何しろ、明治以後、志ん生以前の速記、音源は事実上ありません。
わずかに「明治末期から大正初期の『文芸倶楽部』に速記がある」というアイマイモコ、いい加減極まりない記述を複数の「落語評論家」の先生方がしていますが、明治何年何月号で、何という師匠のものなのかは、ダレも知らないようです。
つまり、大阪からいつごろ伝わり、志ん生がいつ、誰から教わったのか、ご当人も忘れたのか言い残していない以上、永遠の謎なのです。

要は志ん生が発掘し、育て、得意の芸道ものの一つとして一手専売にした、「志ん生作」といっていいほどの噺ですから、他門の落語家はちょっと手を出せません。
当然ながら、速記、音源とも、志ん生がほとんど総ざらいで、東京の噺家では子息の十代目金原亭馬生、古今亭志ん朝兄弟が「家の芸」として手掛けたくらいです。
まさに親子相伝。

志ん生の「抜け雀」の特色は、芸道ものによくある説教臭がなく、「顔の真ん中にぴかっと」というセリフが、絵師、神さん、老人と三度繰り返される「反復ギャグ」を始め、笑いの多い、明るく楽しい噺に仕上げていることでしょう。

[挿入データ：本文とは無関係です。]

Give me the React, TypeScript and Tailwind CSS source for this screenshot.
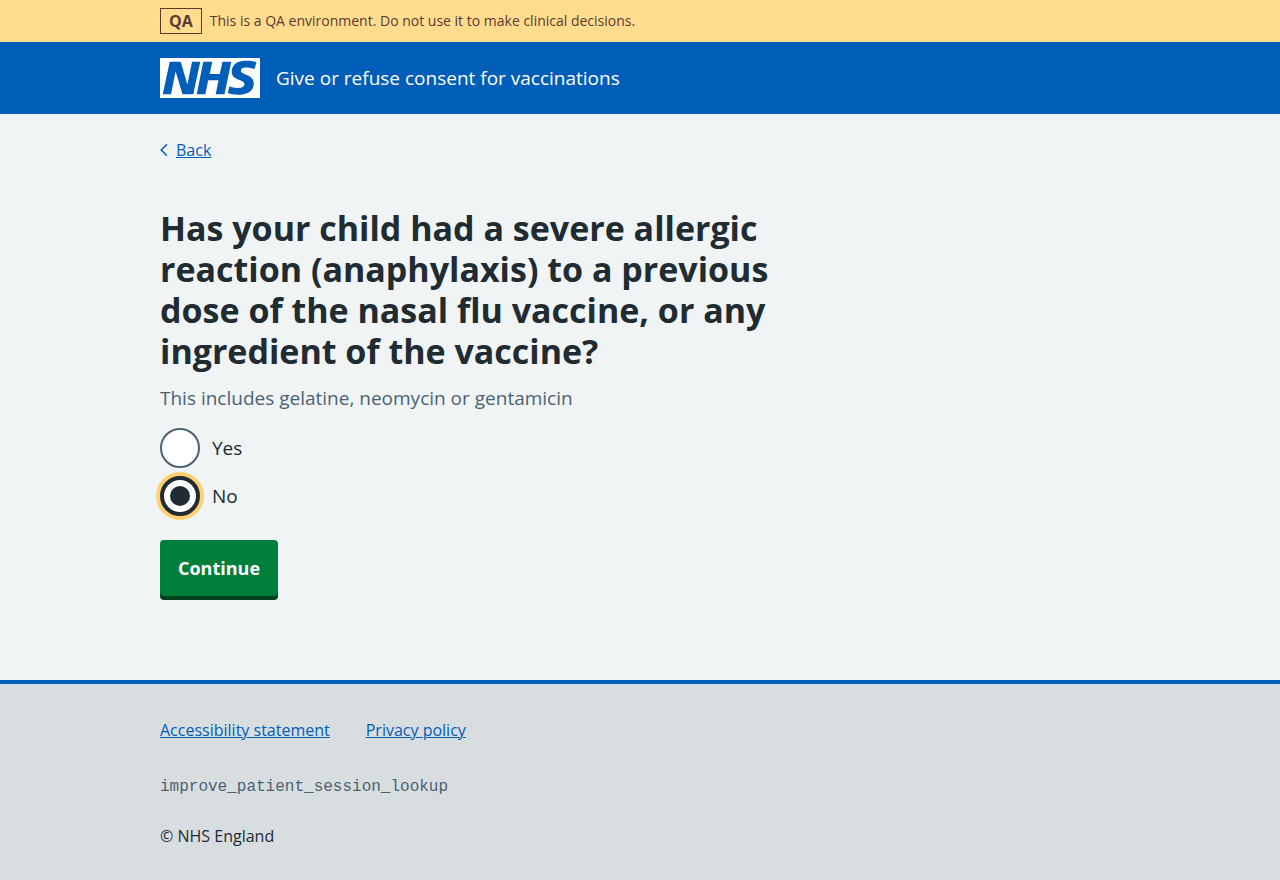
import { useState } from 'react';

const container = 'mx-auto max-w-[1024px] px-4 md:px-8';
const link = 'text-[#005eb8] underline underline-offset-1 decoration-1 hover:text-[#7c2855]';

function NhsLogo() {
  return (
    <svg className="h-10 w-[100px] shrink-0" viewBox="0 0 200 80" role="img" aria-label="NHS">
      <path
        fill="#fff"
        d="M200 0v80H0V0h200Zm-27.5 5.5c-14.5 0-29 5-29 22 0 10.2 7.7 13.5 14.7 16.3l.7.3c5.4 2 10.1 3.9 10.1 8.4 0 6.5-8.5 7.5-14 7.5s-12.5-1.5-16-3.5L135.5 70c5.5 2 13.5 3.5 20 3.5 15.5 0 32-4.5 32-22.5 0-19.5-25.5-16.5-25.5-25.5 0-5.5 5.5-6.5 12.5-6.5a35 35 0 0 1 14.5 3l4-13.5c-4.5-2-12-3-20.5-3Zm-131 2h-22l-14 65H22l9-45h.5l13.5 45h21.5l14-65H64l-9 45h-.5l-13-45Zm63 0h-18l-13 65h17l6-28H117l-5.5 28H129l13.5-65H125L119.5 32h-20l5-24.5Z"
      />
    </svg>
  );
}

const options = [
  { value: 'yes', label: 'Yes' },
  { value: 'no', label: 'No' },
];

export default function App() {
  const [answer, setAnswer] = useState('no');

  return (
    <div className="flex min-h-screen flex-col bg-[#f0f4f5] font-['Open_Sans','Noto_Sans',sans-serif] text-[#212b32]">
      <div className="bg-[#ffdc8e] text-[#5c3a2e]">
        <div className={container}>
          <div className="flex items-center gap-2 py-2 text-[14px] leading-6 font-medium">
            <strong className="border border-current px-2 text-[16px] font-bold">QA</strong>
            <span>This is a QA environment. Do not use it to make clinical decisions.</span>
          </div>
        </div>
      </div>

      <header className="bg-[#005eb8] text-white">
        <div className={container}>
          <a href="#start" className="flex items-center gap-4 py-4 text-[19px] leading-6">
            <NhsLogo />
            <span>Give or refuse consent for vaccinations</span>
          </a>
        </div>
      </header>

      <main className="grow">
        <div className={container}>
          <a href="#back" className="mt-6 inline-flex items-center gap-2 text-[16px] leading-6 text-[#005eb8]">
            <svg className="h-3 w-2" viewBox="0 0 8 12" fill="none" stroke="currentColor" strokeWidth="1.5" aria-hidden="true">
              <path d="M6.5 0.7 1.2 6 6.5 11.3" strokeLinecap="round" />
            </svg>
            <span className={link}>Back</span>
          </a>

          <form className="max-w-[640px] pt-[46px] pb-20" onSubmit={(e) => e.preventDefault()}>
            <fieldset aria-describedby="hint">
              <legend>
                <h1 className="text-[34px] leading-[41px] font-bold">
                  Has your child had a severe allergic reaction (anaphylaxis) to a previous dose of the nasal flu vaccine, or any ingredient of the vaccine?
                </h1>
              </legend>
              <p id="hint" className="mt-3 mb-4 text-[19px] leading-7 text-[#4c6272]">
                This includes gelatine, neomycin or gentamicin
              </p>
              <div className="flex flex-col gap-2">
                {options.map(({ value, label }) => (
                  <div key={value} className="flex items-center gap-3">
                    <input
                      type="radio"
                      name="answer"
                      id={value}
                      value={value}
                      checked={answer === value}
                      onChange={() => setAnswer(value)}
                      className="flex size-10 appearance-none items-center justify-center rounded-full border-2 border-[#4c6272] bg-white outline-none checked:border-4 checked:border-[#212b32] checked:shadow-[0_0_0_4px_#ffd071] before:size-5 before:rounded-full checked:before:bg-[#212b32]"
                    />
                    <label htmlFor={value} className="text-[19px] leading-7">
                      {label}
                    </label>
                  </div>
                ))}
              </div>
            </fieldset>
            <button
              type="submit"
              className="mt-6 mb-1 rounded-[4px] bg-[#007f3b] px-[18px] py-[14px] text-[18px] leading-7 font-bold text-white shadow-[0_4px_0_#00401e]"
            >
              Continue
            </button>
          </form>
        </div>
      </main>

      <footer className="border-t-4 border-[#005eb8] bg-[#d8dde0] text-[16px] leading-6">
        <div className={container}>
          <div className="pt-[34px] pb-8">
            <nav className="flex flex-wrap gap-x-9 gap-y-2">
              <a href="#accessibility" className={link}>Accessibility statement</a>
              <a href="#privacy" className={link}>Privacy policy</a>
            </nav>
            <p className="mt-[33px] font-['Liberation_Mono',monospace] text-[#4c6272]">improve_patient_session_lookup</p>
            <p className="mt-[25px]">© NHS England</p>
          </div>
        </div>
      </footer>
    </div>
  );
}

特に「火焔太鼓」を思わせる、ガラガラのカミさんと恐妻家の亭主の人物造形が絶妙です。
故・志ん朝は、「志ん朝の落語・6」(ちくま文庫)解説で京須偕充氏も述べている通り、父親の演出を踏まえながら、より人物描写の彫りを深くし、さらに近代的で爽やかな印象の「抜け雀」をつくっています。
古今亭志ん朝「抜け雀」

ぜひCDで聞き比べてみてください。
「本場」大阪の「雀旅籠」大阪の「雀旅籠」は、舞台も同じ小田原宿ということも含め、筋や設定は東京の「抜け雀」とほとんど違いはありません。